Trump’s return has also raised the prospect that the geopolitical balance could shift in other ways. The three alternative scenarios that we have discussed are shown again in Table 2. 

Table 2: Economic Consequences of Different Scenarios

US-China
détente

Movement between
two blocs

Two blocs
break apart

Stronger growth particularly in China

Positive, at margin, for expanding bloc, negative for contracting bloc

Significantly negative if bloc loses major members

Probability: low

Probability: moderate

Probability: low

Source: Capital Economics

The chances of lasting détente between the US and China seem low. A trade deal along the lines of Phase One is a possibility but it wouldn’t materially affect thinking on either side about the need to decrease exposure in future. If we’re wrong and a deal is agreed that convinces policymakers and businesses that the two countries no longer see each as geopolitical rivals, the economic benefits would mainly accrue to China: it could ease off on the expensive and productivity-sapping industrial policies that it is using to lift self-sufficiency.  

The likelihood of the scenario on the right on Table 2 happening – the blocs breaking apart – is also low: there are powerful forces encouraging countries to ally with one of the two superpowers and also making it difficult for them to break away if they wanted to. But the outcome if we’re wrong on this could be highly damaging economically. One extreme would be for every country to put up barriers to all others. We previously estimated that universal 25% tariffs would lower global GDP by 2~3% in the year or two after tariff barriers were erected and reduce subsequent trend growth for the global economy by roughly 0.3% point.

The central of the three scenarios in Table 2 is the most plausible alternative to a continuation of the current geopolitical balance. In this scenario, the world would still be coalescing into two geopolitical blocs but their make-up would differ.

“Defections” matter for the economic outlook in two ways: they reduce the scale of output and size of the market available within the bloc that is shrinking, and they reduce its economic diversity. The more that trade, finance and technology are confined within a bloc, the greater the advantages conferred by size and diversity. The countries that seem most likely to shift position today are in the emerging world and either started the year unaligned in our view (Brazil, South Africa, Indonesia) or saw strategic benefits in leaning towards the US (India). India is most notable here – a realignment towards China than with the US would represent a material shift in the geopolitical balance.

But we shouldn’t overstate the threat to the US bloc of defections if they were to happen on the scale that we’ve argued is plausible, or the gain to China’s bloc.
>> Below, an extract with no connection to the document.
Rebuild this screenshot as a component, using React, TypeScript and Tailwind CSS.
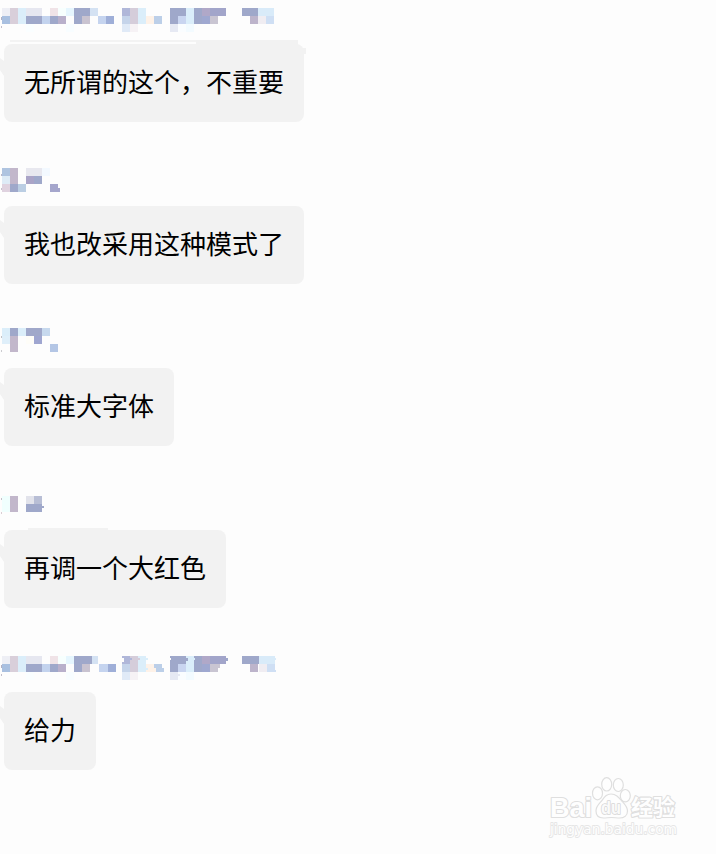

If India, Indonesia and Brazil each joined the China bloc, it would still be much smaller than the US bloc and still suffer from a degree of uniformity. The China bloc’s major members today, China aside, are all primarily commodity producers. The addition of Brazil or Indonesia wouldn’t ease any pressing supply chain, financial or technological constraint. India is different in that it could in principle play the role for Chinese firms that China itself played for global firms in the 1990s and 2000s, of a low cost offshore manufacturing base.
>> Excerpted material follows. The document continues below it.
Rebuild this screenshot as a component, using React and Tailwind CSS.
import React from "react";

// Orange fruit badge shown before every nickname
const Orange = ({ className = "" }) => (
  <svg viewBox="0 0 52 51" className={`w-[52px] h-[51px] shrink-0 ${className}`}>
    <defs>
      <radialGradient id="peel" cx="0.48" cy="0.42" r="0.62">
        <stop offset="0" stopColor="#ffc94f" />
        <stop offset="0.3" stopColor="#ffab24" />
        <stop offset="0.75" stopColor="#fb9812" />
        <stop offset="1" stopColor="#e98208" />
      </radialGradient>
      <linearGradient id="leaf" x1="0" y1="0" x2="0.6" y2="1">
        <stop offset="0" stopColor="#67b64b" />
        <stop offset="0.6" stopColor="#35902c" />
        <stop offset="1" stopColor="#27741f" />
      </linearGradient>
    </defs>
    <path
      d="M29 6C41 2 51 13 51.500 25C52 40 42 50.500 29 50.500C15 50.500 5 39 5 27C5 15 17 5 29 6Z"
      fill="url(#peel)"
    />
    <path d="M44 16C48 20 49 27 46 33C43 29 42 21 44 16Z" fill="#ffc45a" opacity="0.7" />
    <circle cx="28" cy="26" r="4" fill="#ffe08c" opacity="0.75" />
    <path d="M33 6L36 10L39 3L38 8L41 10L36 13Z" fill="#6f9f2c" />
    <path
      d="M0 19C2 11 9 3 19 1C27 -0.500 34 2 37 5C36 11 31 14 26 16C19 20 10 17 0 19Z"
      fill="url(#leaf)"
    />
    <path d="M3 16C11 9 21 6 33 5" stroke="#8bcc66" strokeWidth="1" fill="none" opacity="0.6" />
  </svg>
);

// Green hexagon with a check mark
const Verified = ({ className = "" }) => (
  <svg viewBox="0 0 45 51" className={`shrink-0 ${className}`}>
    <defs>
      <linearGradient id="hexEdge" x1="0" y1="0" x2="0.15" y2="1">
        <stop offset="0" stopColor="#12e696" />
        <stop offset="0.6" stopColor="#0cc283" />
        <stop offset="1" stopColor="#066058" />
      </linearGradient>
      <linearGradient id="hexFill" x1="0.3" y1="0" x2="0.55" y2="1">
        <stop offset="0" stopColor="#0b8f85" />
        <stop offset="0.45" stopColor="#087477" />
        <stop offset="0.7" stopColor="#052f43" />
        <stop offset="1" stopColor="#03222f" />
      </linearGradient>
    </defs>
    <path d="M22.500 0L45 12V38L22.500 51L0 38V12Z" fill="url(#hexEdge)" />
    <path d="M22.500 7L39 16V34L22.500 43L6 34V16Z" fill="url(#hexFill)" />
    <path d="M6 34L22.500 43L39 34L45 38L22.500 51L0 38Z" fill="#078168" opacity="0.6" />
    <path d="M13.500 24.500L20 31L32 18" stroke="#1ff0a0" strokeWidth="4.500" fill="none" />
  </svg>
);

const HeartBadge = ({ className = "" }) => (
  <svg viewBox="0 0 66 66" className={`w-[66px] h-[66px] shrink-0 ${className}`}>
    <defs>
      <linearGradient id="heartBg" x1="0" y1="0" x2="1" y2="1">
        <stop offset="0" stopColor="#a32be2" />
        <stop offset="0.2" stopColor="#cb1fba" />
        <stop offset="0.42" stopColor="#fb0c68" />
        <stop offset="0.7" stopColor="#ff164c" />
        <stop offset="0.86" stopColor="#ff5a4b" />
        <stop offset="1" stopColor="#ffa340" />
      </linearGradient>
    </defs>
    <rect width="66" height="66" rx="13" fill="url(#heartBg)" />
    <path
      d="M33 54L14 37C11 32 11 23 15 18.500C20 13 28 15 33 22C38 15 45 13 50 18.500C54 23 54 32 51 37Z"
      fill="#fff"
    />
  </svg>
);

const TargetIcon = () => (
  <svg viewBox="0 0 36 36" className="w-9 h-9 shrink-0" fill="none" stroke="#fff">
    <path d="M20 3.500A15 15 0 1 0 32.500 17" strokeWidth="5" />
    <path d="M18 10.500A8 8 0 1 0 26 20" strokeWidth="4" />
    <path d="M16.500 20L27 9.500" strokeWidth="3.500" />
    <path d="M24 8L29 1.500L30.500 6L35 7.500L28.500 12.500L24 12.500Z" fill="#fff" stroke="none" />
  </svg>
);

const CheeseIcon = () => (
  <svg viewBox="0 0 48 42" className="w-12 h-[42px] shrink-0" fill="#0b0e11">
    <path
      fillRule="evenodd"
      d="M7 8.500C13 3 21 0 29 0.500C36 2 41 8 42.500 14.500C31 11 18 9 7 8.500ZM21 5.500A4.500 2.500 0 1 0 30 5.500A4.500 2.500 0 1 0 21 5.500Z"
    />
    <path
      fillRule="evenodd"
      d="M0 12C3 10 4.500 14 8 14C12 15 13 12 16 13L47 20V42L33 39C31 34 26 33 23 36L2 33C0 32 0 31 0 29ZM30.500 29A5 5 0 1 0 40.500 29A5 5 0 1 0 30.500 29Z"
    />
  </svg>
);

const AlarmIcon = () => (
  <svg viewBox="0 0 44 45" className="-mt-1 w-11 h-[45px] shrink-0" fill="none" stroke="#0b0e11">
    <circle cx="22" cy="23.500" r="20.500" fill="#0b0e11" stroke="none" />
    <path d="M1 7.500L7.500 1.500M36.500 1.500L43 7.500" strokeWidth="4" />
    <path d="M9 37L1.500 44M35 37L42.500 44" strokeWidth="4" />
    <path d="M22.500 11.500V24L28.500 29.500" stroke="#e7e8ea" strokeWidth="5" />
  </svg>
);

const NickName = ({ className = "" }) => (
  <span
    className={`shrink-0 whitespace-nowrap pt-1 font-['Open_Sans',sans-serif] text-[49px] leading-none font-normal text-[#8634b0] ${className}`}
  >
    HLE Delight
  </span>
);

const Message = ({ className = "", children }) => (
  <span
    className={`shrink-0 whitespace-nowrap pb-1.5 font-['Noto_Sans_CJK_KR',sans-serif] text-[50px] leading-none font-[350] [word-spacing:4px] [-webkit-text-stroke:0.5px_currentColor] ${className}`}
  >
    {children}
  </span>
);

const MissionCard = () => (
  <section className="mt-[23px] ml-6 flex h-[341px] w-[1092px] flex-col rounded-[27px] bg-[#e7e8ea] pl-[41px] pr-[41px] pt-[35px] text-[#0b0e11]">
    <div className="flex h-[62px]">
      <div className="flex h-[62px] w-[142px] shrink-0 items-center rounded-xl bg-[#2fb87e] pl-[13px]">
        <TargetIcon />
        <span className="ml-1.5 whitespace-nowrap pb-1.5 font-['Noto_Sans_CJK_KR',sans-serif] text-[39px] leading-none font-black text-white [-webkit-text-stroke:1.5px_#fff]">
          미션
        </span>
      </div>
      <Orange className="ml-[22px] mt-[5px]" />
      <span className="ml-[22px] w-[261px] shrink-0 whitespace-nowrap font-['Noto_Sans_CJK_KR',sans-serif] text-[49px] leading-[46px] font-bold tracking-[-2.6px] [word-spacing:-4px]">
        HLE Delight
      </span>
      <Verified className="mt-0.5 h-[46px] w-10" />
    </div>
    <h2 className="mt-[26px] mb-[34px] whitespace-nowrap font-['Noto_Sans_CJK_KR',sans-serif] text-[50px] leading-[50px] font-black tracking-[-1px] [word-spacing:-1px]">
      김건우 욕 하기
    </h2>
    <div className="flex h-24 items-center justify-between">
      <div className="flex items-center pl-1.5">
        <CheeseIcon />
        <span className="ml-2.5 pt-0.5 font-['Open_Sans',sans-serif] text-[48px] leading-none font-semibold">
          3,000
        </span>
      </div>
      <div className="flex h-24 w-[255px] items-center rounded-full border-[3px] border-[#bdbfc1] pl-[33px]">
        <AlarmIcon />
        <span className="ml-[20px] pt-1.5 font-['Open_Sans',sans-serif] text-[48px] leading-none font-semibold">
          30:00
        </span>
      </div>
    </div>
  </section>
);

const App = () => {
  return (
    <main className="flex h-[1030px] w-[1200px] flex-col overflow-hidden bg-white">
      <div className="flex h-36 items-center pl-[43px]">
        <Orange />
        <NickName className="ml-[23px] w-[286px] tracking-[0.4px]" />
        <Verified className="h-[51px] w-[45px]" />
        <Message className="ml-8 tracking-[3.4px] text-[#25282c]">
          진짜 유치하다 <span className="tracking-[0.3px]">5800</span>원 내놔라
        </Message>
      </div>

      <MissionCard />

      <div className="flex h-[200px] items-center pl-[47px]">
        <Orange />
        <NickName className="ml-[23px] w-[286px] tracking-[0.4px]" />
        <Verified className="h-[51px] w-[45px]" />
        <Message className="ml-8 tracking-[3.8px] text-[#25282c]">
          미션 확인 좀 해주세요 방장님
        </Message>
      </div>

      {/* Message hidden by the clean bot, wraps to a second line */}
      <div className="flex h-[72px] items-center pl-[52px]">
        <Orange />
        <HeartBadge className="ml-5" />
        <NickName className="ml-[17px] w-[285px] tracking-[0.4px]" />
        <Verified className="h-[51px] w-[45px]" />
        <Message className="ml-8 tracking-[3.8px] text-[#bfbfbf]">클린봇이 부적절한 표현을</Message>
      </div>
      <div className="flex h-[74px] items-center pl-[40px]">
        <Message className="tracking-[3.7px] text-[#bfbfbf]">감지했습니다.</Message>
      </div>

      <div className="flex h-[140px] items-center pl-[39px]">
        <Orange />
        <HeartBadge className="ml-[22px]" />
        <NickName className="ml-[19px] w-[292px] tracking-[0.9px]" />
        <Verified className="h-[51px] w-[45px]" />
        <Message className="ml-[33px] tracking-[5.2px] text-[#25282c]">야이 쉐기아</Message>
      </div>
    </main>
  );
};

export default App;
That said, the chances of India aligning with China are still low. The border dispute with China still lingers, while China’s close ties with Pakistan remain a source of concern. India was the one participant in this week’s Shanghai Cooperation Organisation meeting that did not endorse China’s Belt and Road initiative. And India has been more aggressive than any other country in implementing anti-dumping measures against China.  

Given China’s dominance of global manufacturing, India almost certainly stands to gain more economically from partnering with the US bloc, presenting itself as a reliable alternative production base. For the time being, US policies may have closed that possibility off. But India is more likely to take an unaligned position than embrace China.